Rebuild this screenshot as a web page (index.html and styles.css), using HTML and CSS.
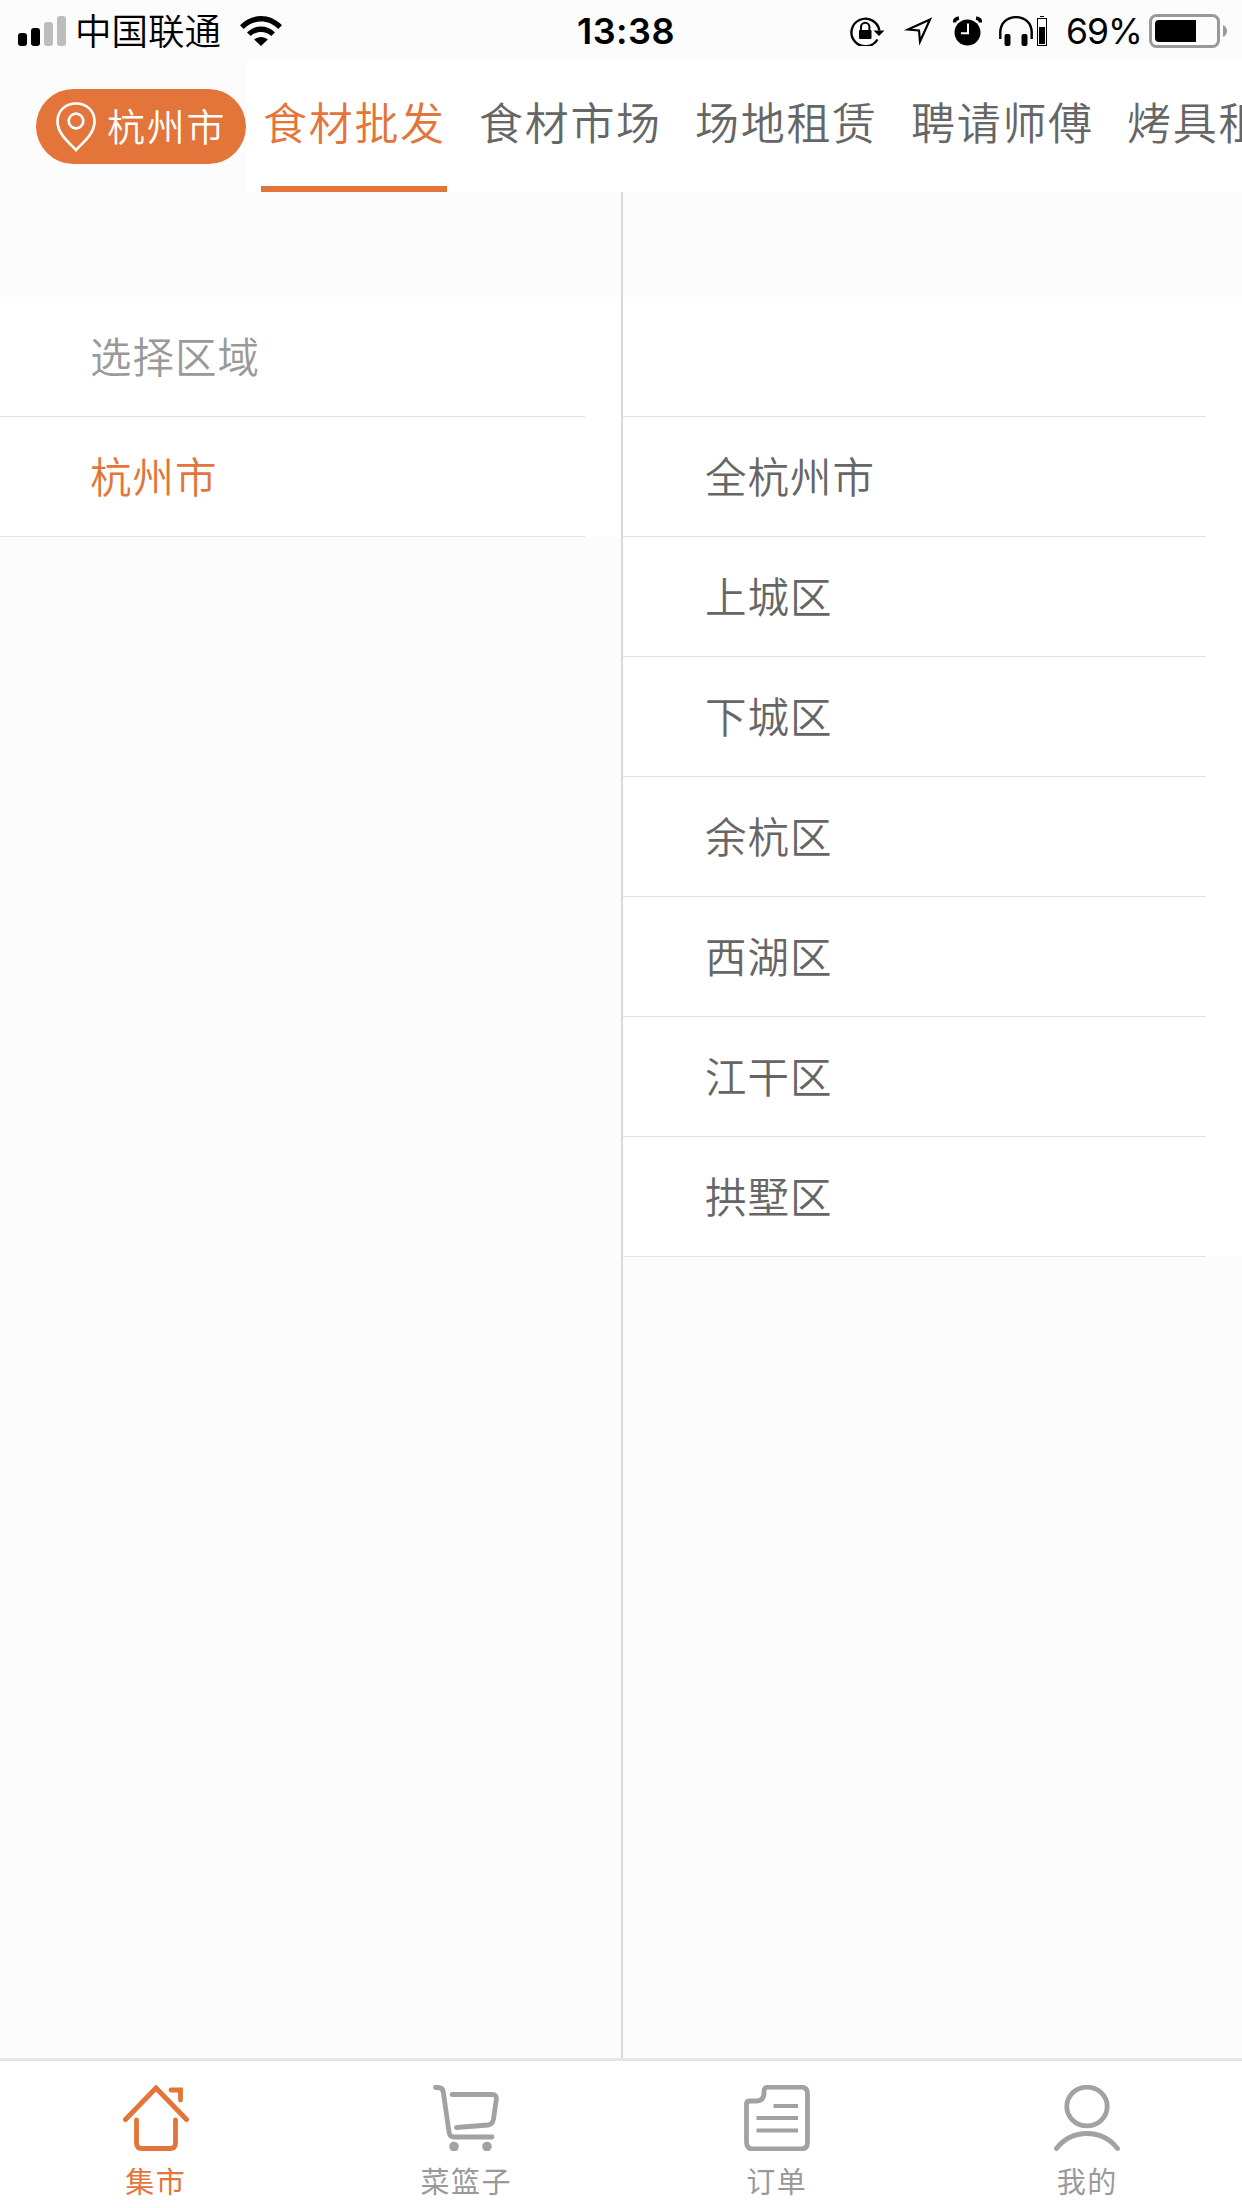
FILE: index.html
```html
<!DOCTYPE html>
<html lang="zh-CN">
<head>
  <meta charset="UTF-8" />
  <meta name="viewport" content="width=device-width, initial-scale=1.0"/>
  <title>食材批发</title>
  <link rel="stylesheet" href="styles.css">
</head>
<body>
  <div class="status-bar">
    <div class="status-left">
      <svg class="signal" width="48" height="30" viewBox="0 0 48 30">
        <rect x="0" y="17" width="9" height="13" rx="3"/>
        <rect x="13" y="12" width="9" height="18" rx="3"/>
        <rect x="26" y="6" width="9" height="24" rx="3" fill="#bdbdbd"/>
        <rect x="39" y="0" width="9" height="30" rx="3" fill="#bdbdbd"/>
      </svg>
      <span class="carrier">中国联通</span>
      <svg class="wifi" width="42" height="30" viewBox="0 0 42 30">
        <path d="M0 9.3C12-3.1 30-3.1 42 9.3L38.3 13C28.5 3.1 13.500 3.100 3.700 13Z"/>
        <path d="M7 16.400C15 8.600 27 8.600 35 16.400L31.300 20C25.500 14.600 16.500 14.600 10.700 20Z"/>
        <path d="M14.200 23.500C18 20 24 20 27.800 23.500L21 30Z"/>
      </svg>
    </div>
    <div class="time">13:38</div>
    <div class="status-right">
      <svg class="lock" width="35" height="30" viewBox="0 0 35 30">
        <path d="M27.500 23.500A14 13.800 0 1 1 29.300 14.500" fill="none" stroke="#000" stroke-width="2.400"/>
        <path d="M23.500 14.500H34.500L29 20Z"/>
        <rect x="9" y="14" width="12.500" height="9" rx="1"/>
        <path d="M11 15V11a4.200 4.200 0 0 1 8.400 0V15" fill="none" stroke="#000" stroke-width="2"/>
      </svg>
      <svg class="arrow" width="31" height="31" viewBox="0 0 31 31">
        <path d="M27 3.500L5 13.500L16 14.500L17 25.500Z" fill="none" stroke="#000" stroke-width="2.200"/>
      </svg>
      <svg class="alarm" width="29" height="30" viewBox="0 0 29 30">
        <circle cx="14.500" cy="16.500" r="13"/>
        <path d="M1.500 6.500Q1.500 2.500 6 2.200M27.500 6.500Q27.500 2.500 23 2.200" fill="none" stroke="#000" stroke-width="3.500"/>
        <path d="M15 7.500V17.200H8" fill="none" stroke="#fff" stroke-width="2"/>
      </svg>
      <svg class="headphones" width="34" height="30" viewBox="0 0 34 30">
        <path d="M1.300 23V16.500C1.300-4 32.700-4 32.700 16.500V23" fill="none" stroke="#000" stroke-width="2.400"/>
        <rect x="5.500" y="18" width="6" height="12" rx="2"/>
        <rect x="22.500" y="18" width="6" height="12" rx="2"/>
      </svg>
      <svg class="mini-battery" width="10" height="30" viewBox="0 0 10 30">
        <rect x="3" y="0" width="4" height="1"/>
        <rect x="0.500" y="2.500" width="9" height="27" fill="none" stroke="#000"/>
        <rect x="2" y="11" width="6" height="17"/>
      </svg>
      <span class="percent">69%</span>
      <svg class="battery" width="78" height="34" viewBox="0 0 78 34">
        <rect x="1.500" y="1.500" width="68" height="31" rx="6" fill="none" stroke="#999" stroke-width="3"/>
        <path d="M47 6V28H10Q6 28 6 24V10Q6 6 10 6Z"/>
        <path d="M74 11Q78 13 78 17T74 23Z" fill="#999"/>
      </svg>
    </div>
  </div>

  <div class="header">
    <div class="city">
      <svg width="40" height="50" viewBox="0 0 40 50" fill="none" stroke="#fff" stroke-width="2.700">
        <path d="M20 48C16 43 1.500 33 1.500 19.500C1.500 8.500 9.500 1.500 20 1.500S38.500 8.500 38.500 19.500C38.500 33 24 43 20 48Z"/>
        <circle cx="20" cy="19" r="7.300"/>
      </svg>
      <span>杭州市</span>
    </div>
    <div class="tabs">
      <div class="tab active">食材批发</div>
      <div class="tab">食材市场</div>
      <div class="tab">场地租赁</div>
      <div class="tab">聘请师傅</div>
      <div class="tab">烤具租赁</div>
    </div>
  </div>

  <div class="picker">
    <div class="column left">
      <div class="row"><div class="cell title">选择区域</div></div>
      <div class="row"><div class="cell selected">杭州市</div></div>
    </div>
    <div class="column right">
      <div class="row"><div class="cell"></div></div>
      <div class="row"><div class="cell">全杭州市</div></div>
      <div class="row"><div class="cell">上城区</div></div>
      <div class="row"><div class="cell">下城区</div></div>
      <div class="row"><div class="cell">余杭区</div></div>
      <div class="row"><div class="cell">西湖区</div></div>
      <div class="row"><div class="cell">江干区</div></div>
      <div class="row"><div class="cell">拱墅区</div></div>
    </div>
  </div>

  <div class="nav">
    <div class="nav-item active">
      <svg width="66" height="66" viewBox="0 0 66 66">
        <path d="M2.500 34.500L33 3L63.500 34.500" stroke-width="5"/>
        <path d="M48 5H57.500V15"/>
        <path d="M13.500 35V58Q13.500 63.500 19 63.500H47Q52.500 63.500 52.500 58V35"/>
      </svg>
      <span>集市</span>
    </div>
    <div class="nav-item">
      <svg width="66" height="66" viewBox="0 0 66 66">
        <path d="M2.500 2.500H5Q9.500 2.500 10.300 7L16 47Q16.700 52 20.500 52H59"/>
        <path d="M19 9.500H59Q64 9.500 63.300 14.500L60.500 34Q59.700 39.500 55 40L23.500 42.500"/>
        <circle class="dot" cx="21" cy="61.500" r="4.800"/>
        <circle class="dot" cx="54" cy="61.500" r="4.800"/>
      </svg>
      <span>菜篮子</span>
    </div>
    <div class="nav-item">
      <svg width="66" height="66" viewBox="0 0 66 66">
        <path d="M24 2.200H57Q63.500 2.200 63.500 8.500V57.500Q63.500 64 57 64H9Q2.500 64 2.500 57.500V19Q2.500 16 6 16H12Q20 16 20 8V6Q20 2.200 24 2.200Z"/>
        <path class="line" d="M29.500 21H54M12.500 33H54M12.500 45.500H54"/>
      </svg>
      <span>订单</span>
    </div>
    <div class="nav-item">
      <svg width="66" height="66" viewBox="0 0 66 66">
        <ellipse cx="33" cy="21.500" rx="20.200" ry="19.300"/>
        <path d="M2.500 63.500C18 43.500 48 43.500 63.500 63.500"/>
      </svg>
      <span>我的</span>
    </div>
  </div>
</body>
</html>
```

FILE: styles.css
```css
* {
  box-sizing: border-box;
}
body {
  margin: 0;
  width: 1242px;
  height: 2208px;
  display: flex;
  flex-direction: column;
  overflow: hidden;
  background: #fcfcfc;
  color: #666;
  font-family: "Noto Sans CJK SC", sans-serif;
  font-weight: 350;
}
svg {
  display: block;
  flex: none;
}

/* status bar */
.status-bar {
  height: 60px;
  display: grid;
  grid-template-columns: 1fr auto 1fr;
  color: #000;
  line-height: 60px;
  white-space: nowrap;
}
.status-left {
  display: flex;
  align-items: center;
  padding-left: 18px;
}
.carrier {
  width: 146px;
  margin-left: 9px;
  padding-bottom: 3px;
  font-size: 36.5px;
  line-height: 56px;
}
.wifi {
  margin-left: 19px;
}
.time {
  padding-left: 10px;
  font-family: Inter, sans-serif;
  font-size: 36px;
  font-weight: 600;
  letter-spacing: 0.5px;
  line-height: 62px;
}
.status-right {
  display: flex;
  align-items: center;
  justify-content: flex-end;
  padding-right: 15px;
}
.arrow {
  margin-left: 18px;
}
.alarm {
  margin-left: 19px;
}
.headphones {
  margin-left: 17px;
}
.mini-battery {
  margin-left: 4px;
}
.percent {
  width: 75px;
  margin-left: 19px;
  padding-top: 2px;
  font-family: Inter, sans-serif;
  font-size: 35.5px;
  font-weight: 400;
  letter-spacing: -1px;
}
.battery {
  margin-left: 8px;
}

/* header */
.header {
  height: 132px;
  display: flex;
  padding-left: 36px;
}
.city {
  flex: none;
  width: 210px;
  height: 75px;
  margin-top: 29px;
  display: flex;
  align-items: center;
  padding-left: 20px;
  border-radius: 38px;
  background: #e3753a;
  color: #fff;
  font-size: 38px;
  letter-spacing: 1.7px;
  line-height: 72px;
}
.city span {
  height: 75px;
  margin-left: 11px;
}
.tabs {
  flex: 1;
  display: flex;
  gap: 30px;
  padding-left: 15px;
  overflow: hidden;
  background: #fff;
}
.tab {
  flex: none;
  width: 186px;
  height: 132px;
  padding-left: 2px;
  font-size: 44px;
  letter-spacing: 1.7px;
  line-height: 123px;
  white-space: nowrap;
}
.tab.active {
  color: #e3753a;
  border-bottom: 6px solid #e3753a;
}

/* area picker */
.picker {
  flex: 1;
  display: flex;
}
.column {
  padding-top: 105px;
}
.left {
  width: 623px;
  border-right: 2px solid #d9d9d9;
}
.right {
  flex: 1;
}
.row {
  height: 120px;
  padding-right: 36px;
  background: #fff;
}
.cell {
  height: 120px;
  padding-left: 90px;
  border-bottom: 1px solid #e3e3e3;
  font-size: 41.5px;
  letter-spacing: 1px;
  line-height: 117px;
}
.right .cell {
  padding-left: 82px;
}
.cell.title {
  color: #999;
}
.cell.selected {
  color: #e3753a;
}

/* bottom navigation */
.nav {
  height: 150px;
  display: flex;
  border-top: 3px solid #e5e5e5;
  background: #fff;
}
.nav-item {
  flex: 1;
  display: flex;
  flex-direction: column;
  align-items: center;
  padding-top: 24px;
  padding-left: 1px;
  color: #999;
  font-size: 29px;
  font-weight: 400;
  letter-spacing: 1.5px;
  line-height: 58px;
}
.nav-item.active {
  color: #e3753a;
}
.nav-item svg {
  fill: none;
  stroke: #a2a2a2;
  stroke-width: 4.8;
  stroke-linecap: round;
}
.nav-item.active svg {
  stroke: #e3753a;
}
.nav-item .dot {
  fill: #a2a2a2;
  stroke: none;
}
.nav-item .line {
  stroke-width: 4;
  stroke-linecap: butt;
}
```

----

__What is needed__. Of the lines in the material, how many hold the word "index"? Reply with the number only.

__Right answer__. 2